If only the new release fails, a rollback should be initiated automatically.
If only the old release fails, the system is in a fragile but still working state for a human to decide what to do.
For example, in order to avoid any possibility of data loss at all using such a system, you need to continue running all of your transactions through the previous version of your system as well as the new version until you're happy that the performance of the new version is satisfactory. In the event of any divergence you probably need to keep the output of the previous version but also report the anomaly to whoever should investigate it.
But then if you're monitoring your production system, how do you make that decision about the performance of the new version being acceptable? If you're looking at metrics like conversion rates, you're going to need a certain amount of time to get a statistically significant result if anything has broken. Depending on your system and what constitutes a conversion, that might take seconds or it might take days. And you can only make a single change, which can therefore be rolled back to exactly the previous version without any confounding factors, during that whole time.
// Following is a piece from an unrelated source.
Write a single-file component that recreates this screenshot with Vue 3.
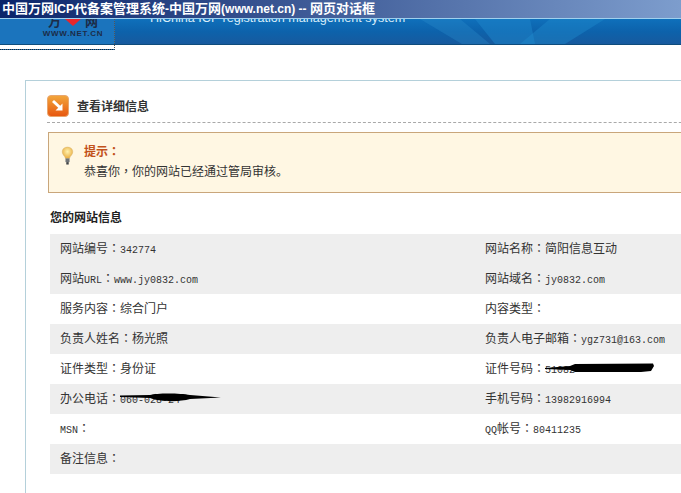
<script setup>
const rows = [
  { shade: true, left: [['网站编号'], ['c'], ['m', '342774']], right: [['网站名称'], ['c'], ['', '简阳信息互动']] },
  { shade: true, left: [['网站'], ['m', 'URL'], ['c'], ['m', 'www.jy0832.com']], right: [['网站域名'], ['c'], ['m', 'jy0832.com']] },
  { shade: false, left: [['服务内容'], ['c'], ['', '综合门户']], right: [['内容类型'], ['c']] },
  { shade: true, left: [['负责人姓名'], ['c'], ['', '杨光照']], right: [['负责人电子邮箱'], ['c'], ['m', 'ygz731@163.com']] },
  { shade: false, left: [['证件类型'], ['c'], ['', '身份证']], right: [['证件号码'], ['c'], ['m', '51082']], redactRight: true },
  { shade: true, left: [['办公电话'], ['c'], ['m', '060-028-24']], right: [['手机号码'], ['c'], ['m', '13982916994']], redactLeft: true },
  { shade: false, left: [['m', 'MSN'], ['c']], right: [['m', 'QQ'], ['帐号'], ['c'], ['m', '80411235']] },
  { shade: true, left: [['备注信息'], ['c']], right: [] }
]
function cls(seg) {
  if (seg[0] === 'c') return 'colon'
  if (seg[0] === 'm') return 'mono'
  return ''
}
function txt(seg) {
  if (seg[0] === 'c') return '\uFF1A'
  if (seg.length === 2) return seg[1]
  return seg[0]
}
</script>

<template>
  <div class="page">
    <div class="titlebar">中国万网<span class="tl">ICP</span>代备案管理系统<span class="tl">-</span>中国万网<span class="tl">(www.net.cn) -- </span>网页对话框</div>
    <header class="banner">
      <svg class="streaks" width="300" height="25" viewBox="0 0 300 25">
        <polygon points="20,0 60,0 90,25 62,25" fill="#2a8ccb" opacity=".35" />
        <polygon points="75,0 130,0 135,25 95,25" fill="#1d84c8" opacity=".55" />
        <polygon points="150,0 205,0 165,25 120,25" fill="#1f8acb" opacity=".45" />
      </svg>
      <div class="logo">
        <div class="logo-top">
          <span>万</span>
          <svg width="16" height="7" viewBox="0 0 16 7"><polygon points="0,0 16,0 8,7" fill="#e8262c" /></svg>
          <span>网</span>
        </div>
        <div class="logo-url">WWW.NET.CN</div>
      </div>
      <div class="subtitle">HiChina ICP registration management system</div>
    </header>

    <section class="card">
      <div class="card-head">
        <svg class="arrow-icon" width="22" height="22" viewBox="0 0 22 22">
          <defs>
            <linearGradient id="og" x1="0" y1="0" x2="0" y2="1">
              <stop offset="0" stop-color="#f2a73c" />
              <stop offset="1" stop-color="#e7560f" />
            </linearGradient>
          </defs>
          <rect x=".5" y=".5" width="21" height="21" rx="3.5" fill="url(#og)" stroke="#e9a66d" />
          <path d="M6 6 L13 12.5" stroke="#fff" stroke-width="3" fill="none" />
          <path d="M15.5 8.5 V15.5 H8.5 Z" fill="#fff" />
        </svg>
        <h2>查看详细信息</h2>
      </div>

      <div class="tip">
        <svg class="bulb" width="13" height="22" viewBox="0 0 16 24">
          <defs>
            <radialGradient id="bg" cx=".5" cy=".4" r=".6">
              <stop offset="0" stop-color="#fff2b0" />
              <stop offset="1" stop-color="#e9ac3e" />
            </radialGradient>
          </defs>
          <path d="M8 1 C3.5 1 1.5 4 1.5 7 C1.5 10.5 5 12 5.5 15 H10.5 C11 12 14.5 10.5 14.5 7 C14.5 4 12.5 1 8 1 Z" fill="url(#bg)" stroke="#d9b878" stroke-width=".6" />
          <rect x="5.5" y="15" width="5" height="4.5" fill="#6f7478" />
          <rect x="6.5" y="19.5" width="3" height="3" fill="#3f4346" />
        </svg>
        <div class="tip-text">
          <div class="tip-title">提示<span class="colon">&#xFF1A;</span></div>
          <div class="tip-msg">恭喜你<span class="colon">&#xFF0C;</span>你的网站已经通过管局审核。</div>
        </div>
      </div>

      <h3>您的网站信息</h3>

      <div class="table">
        <div v-for="(row, i) in rows" :key="i" class="row" :class="{ shade: row.shade }">
          <div class="cell left">
            <span v-for="(seg, j) in row.left" :key="j" :class="cls(seg)">{{ txt(seg) }}</span>
            <svg v-if="row.redactLeft" class="scribble phone" width="102" height="10" viewBox="0 0 102 10">
              <path d="M0 3.5 L30 3 C36 1 60 1 70 3 L101 5.5 L70 7 C60 10 40 10 30 6 L0 5 Z" fill="#000" />
            </svg>
          </div>
          <div class="cell right">
            <span v-for="(seg, j) in row.right" :key="j" :class="cls(seg)">{{ txt(seg) }}</span>
            <svg v-if="row.redactRight" class="scribble cert" width="110" height="10" viewBox="0 0 110 10">
              <path d="M0 5 L25 3 L30 1 L108 .5 L109 3 L106 8 L96 9 L30 9 L25 7 L0 6 Z" fill="#000" />
            </svg>
          </div>
        </div>
      </div>
    </section>
  </div>
</template>

<style scoped>
.page {
  position: relative;
  width: 681px;
  height: 493px;
  overflow: hidden;
  background: #fff;
  font-family: "Noto Sans CJK SC", "Liberation Sans", sans-serif;
  font-size: 12px;
  color: #333;
}
.titlebar {
  position: relative;
  z-index: 2;
  height: 18px;
  border-bottom: 1px solid #9fd0ee;
  padding-left: 2px;
  background: linear-gradient(90deg, #0a246a 0%, #7d9dcd 100%);
  color: #fff;
  font-family: "Liberation Sans", "Noto Sans CJK SC", sans-serif;
  font-size: 13px;
  font-weight: 700;
  line-height: 18px;
  white-space: nowrap;
}
.tl {
  font-size: 12px;
}
.banner {
  position: relative;
  height: 25px;
  background: linear-gradient(180deg, #0f70bb 0%, #0d62ab 50%, #175a9e 100%);
  border-bottom: 1px solid #0e4c7c;
  display: flex;
}
.streaks {
  position: absolute;
  left: 400px;
  top: 0;
}
.logo {
  position: absolute;
  z-index: 1;
  left: 0;
  top: -5px;
  width: 82px;
  height: 35px;
  padding-left: 32px;
  border-right: 1px dotted #555;
  border-bottom: 1px dotted #222;
  overflow: hidden;
  background: linear-gradient(180deg, #1b74bd 0 30px, #0e4c7c 30px 31px, #fff 31px);
  display: flex;
  flex-direction: column;
  align-items: center;
}
.logo-top {
  display: flex;
  align-items: flex-start;
  gap: 4px;
  height: 15px;
  line-height: 13px;
  font-weight: 700;
  font-size: 13px;
  color: #1c2c48;
}
.logo-top svg {
  margin-top: 5px;
}
.logo-url {
  font-family: "Liberation Sans", sans-serif;
  font-size: 8px;
  line-height: 9px;
  font-weight: 700;
  letter-spacing: 0.7px;
  color: #1c2c48;
  white-space: nowrap;
}
.subtitle {
  margin-left: 150px;
  margin-top: -8px;
  height: 14px;
  line-height: 14px;
  font-family: "Liberation Sans", sans-serif;
  font-size: 12.6px;
  color: #d8ecf8;
  white-space: nowrap;
}
.card {
  margin: 35px 0 0 25px;
  border-top: 1px solid #b4d0da;
  border-left: 1px solid #b4d0da;
  padding: 14px 0 0 21px;
  width: 700px;
  height: 420px;
  box-sizing: border-box;
}
.card-head {
  display: flex;
  align-items: center;
  gap: 8px;
  height: 22px;
  padding-bottom: 5px;
  border-bottom: 1px dashed #a9a9a9;
  width: 700px;
}
.card-head h2 {
  margin: 0;
  font-size: 12px;
  font-weight: 700;
  color: #333;
  line-height: 22px;
}
.arrow-icon {
  flex: none;
}
.tip {
  margin: 9px 0 0 1px;
  height: 61px;
  width: 700px;
  box-sizing: border-box;
  border: 1px solid #c9a67b;
  background: #fff7e3;
  display: flex;
  padding: 12px 0 0 12px;
}
.bulb {
  flex: none;
}
.tip-text {
  margin: -3px 0 0 10px;
}
.tip-title {
  font-weight: 700;
  color: #c2521a;
  line-height: 18px;
}
.tip-msg {
  margin-top: 2px;
  line-height: 18px;
  color: #333;
}
h3 {
  margin: 15px 0 0 3px;
  font-size: 12px;
  font-weight: 700;
  line-height: 18px;
  color: #222;
}
.table {
  margin: 8px 0 0 3px;
  width: 700px;
}
.row {
  display: flex;
  height: 30px;
  line-height: 28px;
  white-space: nowrap;
}
.row.shade {
  background: #eeeeee;
}
.cell {
  position: relative;
  box-sizing: border-box;
}
.cell.left {
  width: 435px;
  padding-left: 10px;
}
.cell.right {
  flex: 1;
}
.mono {
  font-family: "Liberation Mono", monospace;
  font-size: 10px;
}
.colon {
  font-family: "Noto Sans CJK TC", sans-serif;
}
.scribble {
  position: absolute;
}
.phone {
  left: 70px;
  top: 8px;
}
.cert {
  left: 60px;
  top: 9px;
}
</style>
And even if you provide a doubled-up set of resources to run new versions in parallel and you insist on only rolling out a single change to your entire system during a period of time that might last for days in case extended use demonstrates a problem that should trigger an automatic rollback, you're still only protecting yourself against problems that would show up in whatever metric(s) you chose to monitor. The real horror stories are very often the result of failure modes that no-one anticipated or tried to guard against.